Your task:
Repeat the material verbatim. Images are excluded from the copy.

==================================================

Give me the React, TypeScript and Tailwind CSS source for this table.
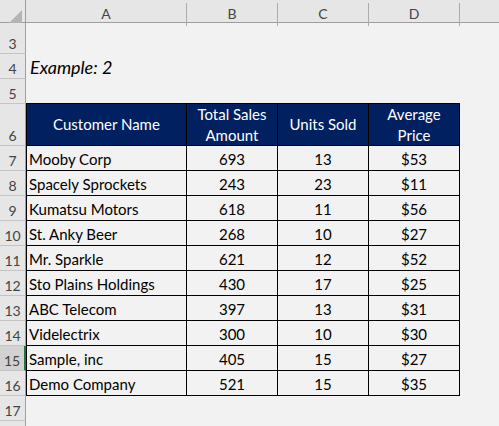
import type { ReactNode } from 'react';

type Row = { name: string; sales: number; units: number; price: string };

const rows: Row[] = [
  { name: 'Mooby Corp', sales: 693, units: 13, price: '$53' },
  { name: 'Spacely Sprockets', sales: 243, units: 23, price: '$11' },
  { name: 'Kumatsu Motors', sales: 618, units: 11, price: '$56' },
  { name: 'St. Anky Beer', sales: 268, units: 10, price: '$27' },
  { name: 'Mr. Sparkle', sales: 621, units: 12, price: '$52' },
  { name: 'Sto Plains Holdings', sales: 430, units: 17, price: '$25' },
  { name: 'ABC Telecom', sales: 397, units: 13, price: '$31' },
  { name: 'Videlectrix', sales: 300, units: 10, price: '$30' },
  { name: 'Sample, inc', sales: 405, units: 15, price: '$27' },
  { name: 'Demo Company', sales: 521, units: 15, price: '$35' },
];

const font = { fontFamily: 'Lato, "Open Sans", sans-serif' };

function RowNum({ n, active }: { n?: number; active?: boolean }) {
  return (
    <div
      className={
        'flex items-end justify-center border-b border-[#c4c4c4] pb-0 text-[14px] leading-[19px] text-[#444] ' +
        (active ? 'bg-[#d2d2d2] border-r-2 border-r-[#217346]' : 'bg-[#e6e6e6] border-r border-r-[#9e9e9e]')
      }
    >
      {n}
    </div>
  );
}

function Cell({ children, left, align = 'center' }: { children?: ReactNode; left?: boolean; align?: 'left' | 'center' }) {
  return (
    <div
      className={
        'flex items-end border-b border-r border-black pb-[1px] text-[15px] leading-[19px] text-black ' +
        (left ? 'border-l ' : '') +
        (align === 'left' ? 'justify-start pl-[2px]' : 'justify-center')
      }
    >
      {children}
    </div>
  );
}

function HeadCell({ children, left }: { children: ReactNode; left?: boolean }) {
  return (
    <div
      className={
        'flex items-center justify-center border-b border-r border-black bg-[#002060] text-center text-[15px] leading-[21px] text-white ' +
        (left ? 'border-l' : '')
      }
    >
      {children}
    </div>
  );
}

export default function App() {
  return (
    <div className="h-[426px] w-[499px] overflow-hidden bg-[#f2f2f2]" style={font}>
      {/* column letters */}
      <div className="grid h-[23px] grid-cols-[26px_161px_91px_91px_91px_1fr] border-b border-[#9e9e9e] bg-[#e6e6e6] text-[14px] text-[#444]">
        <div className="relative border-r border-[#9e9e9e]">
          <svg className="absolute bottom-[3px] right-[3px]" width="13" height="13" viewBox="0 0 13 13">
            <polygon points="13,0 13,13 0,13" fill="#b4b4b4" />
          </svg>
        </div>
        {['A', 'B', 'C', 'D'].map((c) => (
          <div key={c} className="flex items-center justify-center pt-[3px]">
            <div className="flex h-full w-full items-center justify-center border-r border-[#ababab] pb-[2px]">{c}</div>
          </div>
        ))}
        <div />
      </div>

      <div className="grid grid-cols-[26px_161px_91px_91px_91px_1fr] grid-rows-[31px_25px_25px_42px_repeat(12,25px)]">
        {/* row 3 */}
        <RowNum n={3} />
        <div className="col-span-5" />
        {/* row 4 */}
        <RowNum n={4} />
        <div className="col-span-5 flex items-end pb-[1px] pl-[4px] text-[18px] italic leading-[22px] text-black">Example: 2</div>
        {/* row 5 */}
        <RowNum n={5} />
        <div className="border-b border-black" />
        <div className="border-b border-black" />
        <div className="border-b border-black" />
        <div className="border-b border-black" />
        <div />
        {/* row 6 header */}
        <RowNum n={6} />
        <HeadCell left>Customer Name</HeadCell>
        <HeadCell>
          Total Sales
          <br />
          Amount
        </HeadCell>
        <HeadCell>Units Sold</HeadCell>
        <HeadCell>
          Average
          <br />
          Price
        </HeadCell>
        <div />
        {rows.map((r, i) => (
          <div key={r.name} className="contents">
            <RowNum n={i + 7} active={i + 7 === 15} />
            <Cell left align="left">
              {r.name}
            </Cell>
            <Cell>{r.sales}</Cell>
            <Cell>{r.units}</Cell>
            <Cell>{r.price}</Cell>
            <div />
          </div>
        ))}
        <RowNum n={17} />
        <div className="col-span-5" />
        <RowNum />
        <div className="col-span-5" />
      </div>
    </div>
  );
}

==================================================

Response for this exercise:
Give me the React, TypeScript and Tailwind CSS source for this table.
import type { ReactNode } from 'react';

type Row = { name: string; sales: number; units: number; price: string };

const rows: Row[] = [
  { name: 'Mooby Corp', sales: 693, units: 13, price: '$53' },
  { name: 'Spacely Sprockets', sales: 243, units: 23, price: '$11' },
  { name: 'Kumatsu Motors', sales: 618, units: 11, price: '$56' },
  { name: 'St. Anky Beer', sales: 268, units: 10, price: '$27' },
  { name: 'Mr. Sparkle', sales: 621, units: 12, price: '$52' },
  { name: 'Sto Plains Holdings', sales: 430, units: 17, price: '$25' },
  { name: 'ABC Telecom', sales: 397, units: 13, price: '$31' },
  { name: 'Videlectrix', sales: 300, units: 10, price: '$30' },
  { name: 'Sample, inc', sales: 405, units: 15, price: '$27' },
  { name: 'Demo Company', sales: 521, units: 15, price: '$35' },
];

const font = { fontFamily: 'Lato, "Open Sans", sans-serif' };

function RowNum({ n, active }: { n?: number; active?: boolean }) {
  return (
    <div
      className={
        'flex items-end justify-center border-b border-[#c4c4c4] pb-0 text-[14px] leading-[19px] text-[#444] ' +
        (active ? 'bg-[#d2d2d2] border-r-2 border-r-[#217346]' : 'bg-[#e6e6e6] border-r border-r-[#9e9e9e]')
      }
    >
      {n}
    </div>
  );
}

function Cell({ children, left, align = 'center' }: { children?: ReactNode; left?: boolean; align?: 'left' | 'center' }) {
  return (
    <div
      className={
        'flex items-end border-b border-r border-black pb-[1px] text-[15px] leading-[19px] text-black ' +
        (left ? 'border-l ' : '') +
        (align === 'left' ? 'justify-start pl-[2px]' : 'justify-center')
      }
    >
      {children}
    </div>
  );
}

function HeadCell({ children, left }: { children: ReactNode; left?: boolean }) {
  return (
    <div
      className={
        'flex items-center justify-center border-b border-r border-black bg-[#002060] text-center text-[15px] leading-[21px] text-white ' +
        (left ? 'border-l' : '')
      }
    >
      {children}
    </div>
  );
}

export default function App() {
  return (
    <div className="h-[426px] w-[499px] overflow-hidden bg-[#f2f2f2]" style={font}>
      {/* column letters */}
      <div className="grid h-[23px] grid-cols-[26px_161px_91px_91px_91px_1fr] border-b border-[#9e9e9e] bg-[#e6e6e6] text-[14px] text-[#444]">
        <div className="relative border-r border-[#9e9e9e]">
          <svg className="absolute bottom-[3px] right-[3px]" width="13" height="13" viewBox="0 0 13 13">
            <polygon points="13,0 13,13 0,13" fill="#b4b4b4" />
          </svg>
        </div>
        {['A', 'B', 'C', 'D'].map((c) => (
          <div key={c} className="flex items-center justify-center pt-[3px]">
            <div className="flex h-full w-full items-center justify-center border-r border-[#ababab] pb-[2px]">{c}</div>
          </div>
        ))}
        <div />
      </div>

      <div className="grid grid-cols-[26px_161px_91px_91px_91px_1fr] grid-rows-[31px_25px_25px_42px_repeat(12,25px)]">
        {/* row 3 */}
        <RowNum n={3} />
        <div className="col-span-5" />
        {/* row 4 */}
        <RowNum n={4} />
        <div className="col-span-5 flex items-end pb-[1px] pl-[4px] text-[18px] italic leading-[22px] text-black">Example: 2</div>
        {/* row 5 */}
        <RowNum n={5} />
        <div className="border-b border-black" />
        <div className="border-b border-black" />
        <div className="border-b border-black" />
        <div className="border-b border-black" />
        <div />
        {/* row 6 header */}
        <RowNum n={6} />
        <HeadCell left>Customer Name</HeadCell>
        <HeadCell>
          Total Sales
          <br />
          Amount
        </HeadCell>
        <HeadCell>Units Sold</HeadCell>
        <HeadCell>
          Average
          <br />
          Price
        </HeadCell>
        <div />
        {rows.map((r, i) => (
          <div key={r.name} className="contents">
            <RowNum n={i + 7} active={i + 7 === 15} />
            <Cell left align="left">
              {r.name}
            </Cell>
            <Cell>{r.sales}</Cell>
            <Cell>{r.units}</Cell>
            <Cell>{r.price}</Cell>
            <div />
          </div>
        ))}
        <RowNum n={17} />
        <div className="col-span-5" />
        <RowNum />
        <div className="col-span-5" />
      </div>
    </div>
  );
}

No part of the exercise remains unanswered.